Local councils—already cash-starved—have been left to fill gaps in central policy. Meanwhile, community groups and churches now operate as de facto welfare providers. This model is unsustainable. And it’s morally indefensible.

What Needs to Happen

  1. Raise the floor: Universal Credit must be brought in line with the actual cost of living. The current system is not just inadequate; it’s designed to punish.

  2. End the postcode lottery: Kent’s disparities—between places like Swale and Tunbridge Wells—demand targeted interventions. Funding must follow need, not political boundaries.

  3. Put children first: Any child growing up with persistent hunger is being failed.
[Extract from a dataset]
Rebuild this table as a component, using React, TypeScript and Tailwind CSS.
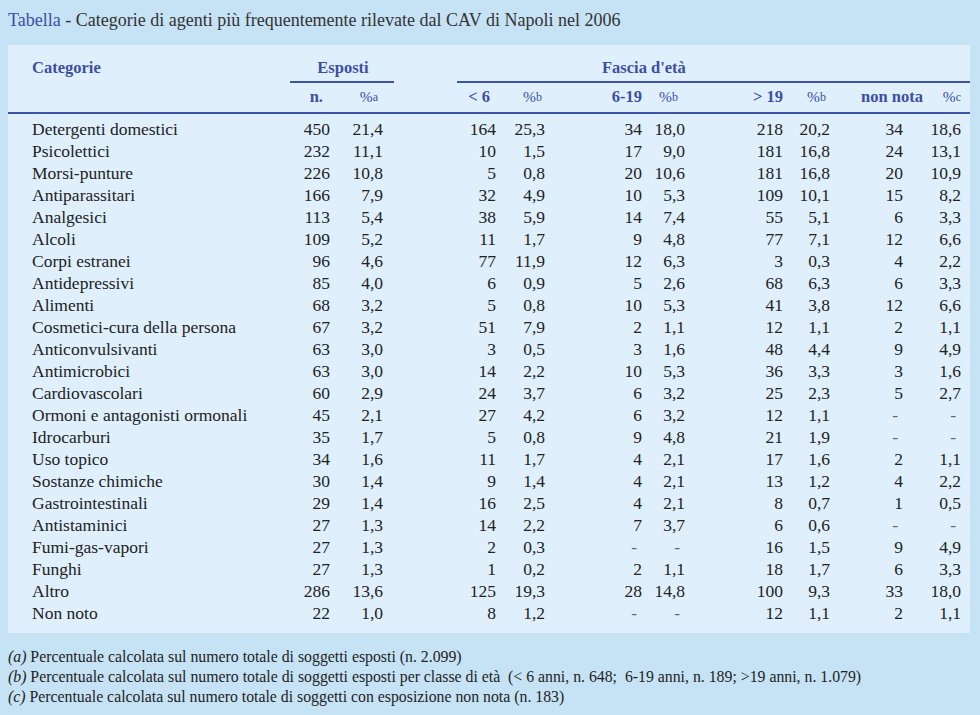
const rows: string[][] = [
  ['Detergenti domestici', '450', '21,4', '164', '25,3', '34', '18,0', '218', '20,2', '34', '18,6'],
  ['Psicolettici', '232', '11,1', '10', '1,5', '17', '9,0', '181', '16,8', '24', '13,1'],
  ['Morsi-punture', '226', '10,8', '5', '0,8', '20', '10,6', '181', '16,8', '20', '10,9'],
  ['Antiparassitari', '166', '7,9', '32', '4,9', '10', '5,3', '109', '10,1', '15', '8,2'],
  ['Analgesici', '113', '5,4', '38', '5,9', '14', '7,4', '55', '5,1', '6', '3,3'],
  ['Alcoli', '109', '5,2', '11', '1,7', '9', '4,8', '77', '7,1', '12', '6,6'],
  ['Corpi estranei', '96', '4,6', '77', '11,9', '12', '6,3', '3', '0,3', '4', '2,2'],
  ['Antidepressivi', '85', '4,0', '6', '0,9', '5', '2,6', '68', '6,3', '6', '3,3'],
  ['Alimenti', '68', '3,2', '5', '0,8', '10', '5,3', '41', '3,8', '12', '6,6'],
  ['Cosmetici-cura della persona', '67', '3,2', '51', '7,9', '2', '1,1', '12', '1,1', '2', '1,1'],
  ['Anticonvulsivanti', '63', '3,0', '3', '0,5', '3', '1,6', '48', '4,4', '9', '4,9'],
  ['Antimicrobici', '63', '3,0', '14', '2,2', '10', '5,3', '36', '3,3', '3', '1,6'],
  ['Cardiovascolari', '60', '2,9', '24', '3,7', '6', '3,2', '25', '2,3', '5', '2,7'],
  ['Ormoni e antagonisti ormonali', '45', '2,1', '27', '4,2', '6', '3,2', '12', '1,1', '-', '-'],
  ['Idrocarburi', '35', '1,7', '5', '0,8', '9', '4,8', '21', '1,9', '-', '-'],
  ['Uso topico', '34', '1,6', '11', '1,7', '4', '2,1', '17', '1,6', '2', '1,1'],
  ['Sostanze chimiche', '30', '1,4', '9', '1,4', '4', '2,1', '13', '1,2', '4', '2,2'],
  ['Gastrointestinali', '29', '1,4', '16', '2,5', '4', '2,1', '8', '0,7', '1', '0,5'],
  ['Antistaminici', '27', '1,3', '14', '2,2', '7', '3,7', '6', '0,6', '-', '-'],
  ['Fumi-gas-vapori', '27', '1,3', '2', '0,3', '-', '-', '16', '1,5', '9', '4,9'],
  ['Funghi', '27', '1,3', '1', '0,2', '2', '1,1', '18', '1,7', '6', '3,3'],
  ['Altro', '286', '13,6', '125', '19,3', '28', '14,8', '100', '9,3', '33', '18,0'],
  ['Non noto', '22', '1,0', '8', '1,2', '-', '-', '12', '1,1', '2', '1,1'],
];

// category + 10 numeric columns, widths read off the reference
const cols = 'grid grid-cols-[258px_40px_53px_113px_49px_97px_43px_98px_47px_73px_58px]';

function Pct({ letter }: { letter: string }) {
  return (
    <span className="font-normal text-[15.5px]">
      %<span className="text-[12px] relative -top-[1px]">{letter}</span>
    </span>
  );
}

export default function App() {
  return (
    <div className="w-[980px] h-[715px] bg-[#c6e2f5] text-[#222] overflow-hidden font-['Liberation_Serif','Times_New_Roman',serif]">
      {/* Title */}
      <div className="h-[45px] pl-2 pt-[8px] text-[18px] leading-[24px]">
        <span className="text-[#3c4fa2]">Tabella</span>
        <span className="text-[#333]"> - Categorie di agenti più frequentemente rilevate dal CAV di Napoli nel 2006</span>
      </div>

      {/* Table panel */}
      <div className="ml-2 w-[962px] bg-[#dff0fc] pl-6 pr-[9px] pt-[10px] pb-[9px]">
        {/* Header row 1 */}
        <div className={`${cols} text-[#3c4fa2] font-bold text-[16.5px] leading-[26px]`}>
          <div>Categorie</div>
          <div className="col-span-2 -mr-[11px] border-b-2 border-[#3e53a8] text-center pl-[2px]">
            Esposti
          </div>
          <div className="col-span-8 ml-[74px] -mr-[9px] border-b-2 border-[#3e53a8] pl-[145px]">
            Fascia d'età
          </div>
        </div>

        {/* Header row 2 */}
        <div
          className={`${cols} -ml-6 -mr-[9px] pl-6 pr-[9px] text-[#3c4fa2] font-bold text-[16.5px] leading-[28px] border-b-2 border-[#3e53a8]`}
        >
          <div />
          <div className="text-right pr-[7px]">n.</div>
          <div className="text-right pr-[5px]"><Pct letter="a" /></div>
          <div className="text-right pr-[6px]">&lt; 6</div>
          <div className="text-right pr-[3px]"><Pct letter="b" /></div>
          <div className="text-right">6-19</div>
          <div className="text-right pr-[7px]"><Pct letter="b" /></div>
          <div className="text-right">&gt; 19</div>
          <div className="text-right pr-[4px]"><Pct letter="b" /></div>
          <div className="text-right -mr-[20px] whitespace-nowrap">non nota</div>
          <div className="text-right pl-5"><Pct letter="c" /></div>
        </div>

        {/* Body */}
        <div className="pt-[4px] text-[17.5px] leading-[22px]">
          {rows.map((r) => (
            <div key={r[0]} className={cols}>
              <div className="whitespace-nowrap">{r[0]}</div>
              {r.slice(1).map((v, i) => (
                <div
                  key={i}
                  className={v === '-' ? 'text-right pr-[5px] text-[#666]' : 'text-right'}
                >
                  {v}
                </div>
              ))}
            </div>
          ))}
        </div>
      </div>

      {/* Footnotes */}
      <div className="pl-2 pt-[14px] text-[15.8px] leading-[20px] text-[#222]">
        <div>
          <i>(a)</i> Percentuale calcolata sul numero totale di soggetti esposti (n. 2.099)
        </div>
        <div>
          <i>(b)</i> Percentuale calcolata sul numero totale di soggetti esposti per classe di età&nbsp; (&lt; 6 anni, n. 648;&nbsp; 6-19 anni, n. 189; &gt;19 anni, n. 1.079)
        </div>
        <div>
          <i>(c)</i> Percentuale calcolata sul numero totale di soggetti con esposizione non nota (n. 183)
        </div>
      </div>
    </div>
  );
}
School meals, breakfast clubs, and family benefit top-ups must be expanded and protected.

  4. Treat food insecurity as a public health emergency: Malnutrition leads to long-term health costs. Prevention through stable income and food access is cheaper—and more humane—than crisis management.

A Moral Reckoning

Food banks were never meant to become a normal part of life. Yet in 2025, tens of thousands of Kent residents—many working, many parenting, many young—rely on them to survive. The story of Kent is a mirror to the nation. And it is a mirror we can no longer afford to look away from.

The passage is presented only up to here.